18 June 2008

The Deeply Ridiculous

While Dean Inge refused to collect postage stamps and Lord Brideshead did collect match-box labels, my own need for trivia is satisfied by collecting the Deeply Ridiculous; whom I divide up into five categories: A, B, C, D, and E (A being the most exotically ridiculous). I am tickled pink to have gained a new item for my A list: one Elena Curti, whom I have acquired from Damian Thompson's account of the Cardinal Castillon Hoyos news conference. We were taught that the new rite represented real progress, and many of us who have grown up with it see it as real progress, that there are Eucharistic ministers, women on the sanctuary, that we are all priests, prophets and kings. Isn't that superb? For this poor, sad, dim creature, the Liturgical Movement which culminated in the post-Conciliar rite is characterised, not by euchological riches newly gathered in from the two-thousand-year tradition of the Church's worship, not by the rich diet of a Three year Sunday cycle of Biblical readings and the Weekday Lectionary, not by the access gained to all this by the use of the vernacular (please understand that I realise qualifications could be set beside each of these; I am speaking purely ad hominem, indeed ad Feminam) but by Eucharistic Ministers (I imagine she means Extraordinary ones) and women on (I presume she means 'in') the sanctuary. All St Bugnini's labours, the man-and-woman hours devoted by ICEL to their literary masterpieces, even all this pales into insignificance beside the spectacle of lay people administering the Sacrament and women wearing fancy collars to do so: features never envisaged by the Council Fathers and very probably not even by St Bugnini.

But Elena (is it possible to get pin-up pictures of her? autographed ones?) can do even better than this. We are all priests, prophets and kings. She gives this Biblical formula a functional hermeneutic; it apparently means laymen and laywomen performing sacerdotal or clerical functions in the Liturgy. I wonder how far she takes that game. I have a vision of this gorgeously silly woman going up to one of the guardsmen outside Buck House, explaining her regal status to him, and demanding to be taken to the throne room. Or writing to the Comptroller of the Household with a request to be put on the rota for presiding at the Trooping of the Colour.

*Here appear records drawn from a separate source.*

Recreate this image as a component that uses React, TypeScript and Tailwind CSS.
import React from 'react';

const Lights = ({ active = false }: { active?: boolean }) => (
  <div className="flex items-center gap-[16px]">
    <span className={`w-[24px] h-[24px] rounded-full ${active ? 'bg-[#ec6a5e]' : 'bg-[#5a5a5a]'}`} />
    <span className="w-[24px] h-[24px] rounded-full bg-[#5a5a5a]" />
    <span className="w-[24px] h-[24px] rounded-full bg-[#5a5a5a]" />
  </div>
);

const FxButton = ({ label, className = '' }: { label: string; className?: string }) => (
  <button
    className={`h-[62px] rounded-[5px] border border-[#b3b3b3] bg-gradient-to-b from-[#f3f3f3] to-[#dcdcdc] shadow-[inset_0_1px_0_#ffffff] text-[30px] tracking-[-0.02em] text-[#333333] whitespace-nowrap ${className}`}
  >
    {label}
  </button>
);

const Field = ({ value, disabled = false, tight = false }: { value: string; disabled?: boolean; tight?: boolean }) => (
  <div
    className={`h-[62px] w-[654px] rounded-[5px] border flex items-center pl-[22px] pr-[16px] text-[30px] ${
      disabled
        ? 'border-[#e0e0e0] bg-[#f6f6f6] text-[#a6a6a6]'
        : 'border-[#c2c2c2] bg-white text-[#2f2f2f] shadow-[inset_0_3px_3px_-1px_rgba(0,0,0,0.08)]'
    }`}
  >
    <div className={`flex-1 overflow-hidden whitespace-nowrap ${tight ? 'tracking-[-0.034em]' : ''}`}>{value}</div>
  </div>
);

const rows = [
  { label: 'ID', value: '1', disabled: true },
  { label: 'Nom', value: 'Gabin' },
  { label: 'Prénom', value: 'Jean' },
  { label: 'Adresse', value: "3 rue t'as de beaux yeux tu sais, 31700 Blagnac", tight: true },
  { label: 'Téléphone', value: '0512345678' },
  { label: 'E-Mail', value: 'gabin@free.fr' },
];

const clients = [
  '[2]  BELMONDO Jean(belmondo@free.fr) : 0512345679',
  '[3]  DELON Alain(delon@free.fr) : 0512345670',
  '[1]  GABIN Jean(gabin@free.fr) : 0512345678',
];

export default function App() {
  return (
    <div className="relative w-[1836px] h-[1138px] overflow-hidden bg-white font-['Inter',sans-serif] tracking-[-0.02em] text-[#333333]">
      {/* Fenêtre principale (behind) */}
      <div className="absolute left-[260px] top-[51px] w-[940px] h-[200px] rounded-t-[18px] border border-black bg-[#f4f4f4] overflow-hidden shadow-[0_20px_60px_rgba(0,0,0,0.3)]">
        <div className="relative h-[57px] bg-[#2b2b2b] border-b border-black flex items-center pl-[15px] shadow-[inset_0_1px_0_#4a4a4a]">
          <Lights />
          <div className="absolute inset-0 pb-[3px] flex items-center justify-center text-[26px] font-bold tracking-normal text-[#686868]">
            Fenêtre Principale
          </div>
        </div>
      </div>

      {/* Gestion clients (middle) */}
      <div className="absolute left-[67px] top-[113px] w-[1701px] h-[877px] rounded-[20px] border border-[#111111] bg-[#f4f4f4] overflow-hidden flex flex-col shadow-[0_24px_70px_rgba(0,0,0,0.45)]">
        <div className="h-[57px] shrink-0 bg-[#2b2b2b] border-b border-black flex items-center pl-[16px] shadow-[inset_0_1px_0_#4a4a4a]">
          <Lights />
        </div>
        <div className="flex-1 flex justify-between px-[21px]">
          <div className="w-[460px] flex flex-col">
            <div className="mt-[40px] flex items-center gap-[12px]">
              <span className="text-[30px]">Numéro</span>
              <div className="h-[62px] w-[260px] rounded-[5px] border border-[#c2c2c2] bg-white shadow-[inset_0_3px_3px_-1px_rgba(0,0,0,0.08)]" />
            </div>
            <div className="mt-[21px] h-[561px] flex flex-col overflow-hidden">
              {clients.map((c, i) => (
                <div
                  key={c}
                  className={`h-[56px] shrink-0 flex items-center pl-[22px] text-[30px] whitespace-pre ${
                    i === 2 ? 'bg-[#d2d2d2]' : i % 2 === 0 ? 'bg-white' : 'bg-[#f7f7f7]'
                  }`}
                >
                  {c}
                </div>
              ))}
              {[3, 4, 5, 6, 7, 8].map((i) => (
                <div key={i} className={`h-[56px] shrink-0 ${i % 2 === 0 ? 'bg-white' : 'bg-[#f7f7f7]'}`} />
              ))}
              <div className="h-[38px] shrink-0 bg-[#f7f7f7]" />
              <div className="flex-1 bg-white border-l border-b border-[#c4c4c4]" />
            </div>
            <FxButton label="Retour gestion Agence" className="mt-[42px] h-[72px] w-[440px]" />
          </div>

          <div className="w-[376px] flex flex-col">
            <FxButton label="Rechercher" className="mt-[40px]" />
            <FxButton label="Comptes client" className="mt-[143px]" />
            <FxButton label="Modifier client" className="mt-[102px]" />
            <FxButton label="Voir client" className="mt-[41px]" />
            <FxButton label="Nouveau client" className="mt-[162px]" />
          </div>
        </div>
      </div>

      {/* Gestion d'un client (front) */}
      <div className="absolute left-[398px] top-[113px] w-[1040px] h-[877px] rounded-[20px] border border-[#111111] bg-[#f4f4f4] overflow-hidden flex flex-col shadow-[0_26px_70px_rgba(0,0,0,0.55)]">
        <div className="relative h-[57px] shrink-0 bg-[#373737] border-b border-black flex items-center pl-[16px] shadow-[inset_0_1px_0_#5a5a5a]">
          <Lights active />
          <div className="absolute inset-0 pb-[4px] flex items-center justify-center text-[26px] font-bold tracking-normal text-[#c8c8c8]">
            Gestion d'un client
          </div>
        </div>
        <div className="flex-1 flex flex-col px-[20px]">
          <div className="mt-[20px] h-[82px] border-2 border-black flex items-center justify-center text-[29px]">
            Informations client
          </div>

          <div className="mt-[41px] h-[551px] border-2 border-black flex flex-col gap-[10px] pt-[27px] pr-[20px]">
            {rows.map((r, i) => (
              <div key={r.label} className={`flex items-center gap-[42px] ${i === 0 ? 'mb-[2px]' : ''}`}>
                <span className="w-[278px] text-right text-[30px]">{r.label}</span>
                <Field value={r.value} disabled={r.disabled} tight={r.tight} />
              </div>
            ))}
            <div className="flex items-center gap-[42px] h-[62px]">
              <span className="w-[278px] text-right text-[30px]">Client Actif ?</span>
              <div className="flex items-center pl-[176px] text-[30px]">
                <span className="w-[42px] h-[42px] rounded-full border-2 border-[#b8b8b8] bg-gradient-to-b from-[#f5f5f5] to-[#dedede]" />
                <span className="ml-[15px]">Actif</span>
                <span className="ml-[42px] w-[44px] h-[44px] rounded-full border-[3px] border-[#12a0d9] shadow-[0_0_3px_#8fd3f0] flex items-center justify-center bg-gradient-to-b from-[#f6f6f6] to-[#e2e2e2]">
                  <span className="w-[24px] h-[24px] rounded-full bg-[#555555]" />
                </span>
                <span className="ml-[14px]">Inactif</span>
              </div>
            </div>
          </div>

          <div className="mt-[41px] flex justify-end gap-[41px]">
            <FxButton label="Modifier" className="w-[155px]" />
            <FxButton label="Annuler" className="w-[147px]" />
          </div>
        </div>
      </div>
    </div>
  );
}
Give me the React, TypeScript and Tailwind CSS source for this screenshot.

I think she deserves a professorship named in her honour; perhaps 'The Elena Curti Chair in Popular Liturgics'. Alcuin Reid would make a wonderful first holder of this honour.

3 comments:

Sacerdos Vagans said...

I much enjoyed - I hope not too cruelly - your piece on the unfortunate Elena Curti, so as one who feels almost in need of physical restraint each time he hears eg that the London Oratory is "on" Brompton Road, or that St Magnus the Martyr is "on" Lower Thames Street I hesitate a little to enter the lists on the lady's behalf when you take her to task for using the expression "on the sanctuary". In fact this was normal English RC usage long before Vatican II, as was "on the altar", where Anglicans would say "at the altar", and I doubt either owed anything to the USA, as does the current BBC practice which drives me to distraction.

Vitaly Kartsev said...

Fr Hunwicke --

This kind of language...

this poor, sad, dim creature

But Elena (is it possible to get pin-up pictures of her? autographed ones?)

this gorgeously silly woman

...is unacceptably cruel and unbecoming a priest. I am shocked that you would speak of someone you don't know from Adam in these terms, whatever your disagreements with her might be.

G said...

There is certainly nothing wrong with saying such-and-such is "on" a given street (my church is located on Yonge Street, the longest in the world), but "on the sanctuary" strikes me as, shall we say, idiosyncratic. But then, so does her interpretation of the Second Vatican Council.